Exercise: Each line that includes "React" counts once; give the total and nothing besides.

Begin Supplied data

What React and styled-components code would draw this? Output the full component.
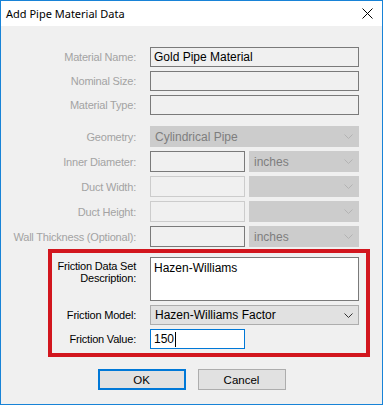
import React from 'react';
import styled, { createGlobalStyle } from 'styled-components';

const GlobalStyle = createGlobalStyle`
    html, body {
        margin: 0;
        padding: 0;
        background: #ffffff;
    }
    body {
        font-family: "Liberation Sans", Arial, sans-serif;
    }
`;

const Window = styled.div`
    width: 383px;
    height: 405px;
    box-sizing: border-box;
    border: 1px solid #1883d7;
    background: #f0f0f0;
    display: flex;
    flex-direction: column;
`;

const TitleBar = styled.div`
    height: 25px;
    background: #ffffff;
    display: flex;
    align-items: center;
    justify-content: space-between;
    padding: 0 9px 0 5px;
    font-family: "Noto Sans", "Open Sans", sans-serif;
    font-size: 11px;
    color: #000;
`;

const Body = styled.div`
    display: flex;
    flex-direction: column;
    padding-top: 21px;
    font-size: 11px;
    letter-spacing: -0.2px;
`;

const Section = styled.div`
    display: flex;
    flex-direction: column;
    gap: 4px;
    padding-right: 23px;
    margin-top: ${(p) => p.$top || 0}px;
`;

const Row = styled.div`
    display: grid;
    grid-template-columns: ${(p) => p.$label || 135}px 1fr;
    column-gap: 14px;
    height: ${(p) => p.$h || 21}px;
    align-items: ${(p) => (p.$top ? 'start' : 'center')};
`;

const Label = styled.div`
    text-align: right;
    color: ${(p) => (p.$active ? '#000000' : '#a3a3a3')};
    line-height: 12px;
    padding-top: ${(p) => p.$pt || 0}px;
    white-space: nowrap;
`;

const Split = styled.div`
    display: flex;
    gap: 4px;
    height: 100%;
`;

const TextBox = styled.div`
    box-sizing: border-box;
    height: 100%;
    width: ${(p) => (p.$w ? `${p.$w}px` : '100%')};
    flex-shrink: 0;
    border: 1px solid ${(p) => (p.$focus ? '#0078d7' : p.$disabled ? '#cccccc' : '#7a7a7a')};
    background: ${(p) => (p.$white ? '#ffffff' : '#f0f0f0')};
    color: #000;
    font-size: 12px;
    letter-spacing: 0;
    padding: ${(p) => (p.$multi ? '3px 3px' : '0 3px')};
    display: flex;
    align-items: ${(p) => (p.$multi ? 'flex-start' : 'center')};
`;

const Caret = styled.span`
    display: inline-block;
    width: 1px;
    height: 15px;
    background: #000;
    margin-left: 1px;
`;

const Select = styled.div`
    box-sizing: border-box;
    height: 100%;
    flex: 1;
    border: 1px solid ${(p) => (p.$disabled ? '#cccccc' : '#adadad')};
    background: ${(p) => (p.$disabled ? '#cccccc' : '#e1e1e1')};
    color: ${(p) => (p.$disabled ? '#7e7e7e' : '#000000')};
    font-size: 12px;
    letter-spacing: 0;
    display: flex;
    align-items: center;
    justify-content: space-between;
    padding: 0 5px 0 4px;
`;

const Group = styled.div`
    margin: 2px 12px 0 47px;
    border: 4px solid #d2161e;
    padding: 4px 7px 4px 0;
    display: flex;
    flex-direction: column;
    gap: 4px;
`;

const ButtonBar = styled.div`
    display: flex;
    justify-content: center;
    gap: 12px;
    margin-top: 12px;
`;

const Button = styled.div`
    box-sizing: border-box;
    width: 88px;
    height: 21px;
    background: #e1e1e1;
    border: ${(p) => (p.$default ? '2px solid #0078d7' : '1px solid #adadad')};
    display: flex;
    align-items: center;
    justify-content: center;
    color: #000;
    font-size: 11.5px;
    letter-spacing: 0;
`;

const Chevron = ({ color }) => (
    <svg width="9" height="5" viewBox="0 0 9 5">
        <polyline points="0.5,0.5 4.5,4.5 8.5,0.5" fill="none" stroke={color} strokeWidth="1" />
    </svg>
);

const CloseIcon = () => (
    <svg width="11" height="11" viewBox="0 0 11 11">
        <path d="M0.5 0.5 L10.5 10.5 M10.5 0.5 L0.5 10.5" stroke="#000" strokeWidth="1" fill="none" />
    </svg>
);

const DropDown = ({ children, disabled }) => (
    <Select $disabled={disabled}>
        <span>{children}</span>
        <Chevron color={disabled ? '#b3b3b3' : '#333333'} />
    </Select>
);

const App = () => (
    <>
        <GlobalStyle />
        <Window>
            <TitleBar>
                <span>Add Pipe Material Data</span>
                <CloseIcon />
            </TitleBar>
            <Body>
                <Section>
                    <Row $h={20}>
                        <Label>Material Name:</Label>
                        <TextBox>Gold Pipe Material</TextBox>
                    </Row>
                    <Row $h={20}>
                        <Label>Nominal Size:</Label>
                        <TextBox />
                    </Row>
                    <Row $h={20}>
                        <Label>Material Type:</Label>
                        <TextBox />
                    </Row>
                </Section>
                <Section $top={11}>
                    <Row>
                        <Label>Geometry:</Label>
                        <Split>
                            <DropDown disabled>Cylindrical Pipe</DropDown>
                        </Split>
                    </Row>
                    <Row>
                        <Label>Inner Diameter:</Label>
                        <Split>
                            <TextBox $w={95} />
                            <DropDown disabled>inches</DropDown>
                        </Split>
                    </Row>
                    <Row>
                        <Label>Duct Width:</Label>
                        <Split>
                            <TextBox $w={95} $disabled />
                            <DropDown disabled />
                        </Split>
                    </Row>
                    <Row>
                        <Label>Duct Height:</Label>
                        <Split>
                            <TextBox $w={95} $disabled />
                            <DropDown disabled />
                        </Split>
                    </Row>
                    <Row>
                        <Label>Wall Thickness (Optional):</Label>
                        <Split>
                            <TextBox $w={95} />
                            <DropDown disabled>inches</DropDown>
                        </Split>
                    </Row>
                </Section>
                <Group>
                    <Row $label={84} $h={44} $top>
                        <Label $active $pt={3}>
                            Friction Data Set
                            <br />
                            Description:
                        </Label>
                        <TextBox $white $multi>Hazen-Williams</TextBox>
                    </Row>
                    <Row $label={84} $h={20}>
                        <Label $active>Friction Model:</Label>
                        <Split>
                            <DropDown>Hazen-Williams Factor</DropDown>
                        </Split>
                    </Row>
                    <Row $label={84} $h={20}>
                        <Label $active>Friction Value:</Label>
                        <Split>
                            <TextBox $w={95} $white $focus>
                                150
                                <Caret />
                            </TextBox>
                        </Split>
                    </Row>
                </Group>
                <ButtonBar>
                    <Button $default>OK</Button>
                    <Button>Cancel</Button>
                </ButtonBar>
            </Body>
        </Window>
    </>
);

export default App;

End Supplied data
Begin Supplied data

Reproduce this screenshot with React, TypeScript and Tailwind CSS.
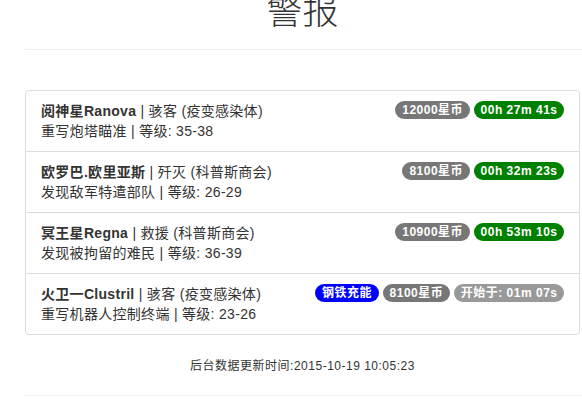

End Supplied data

Solution for this task: 3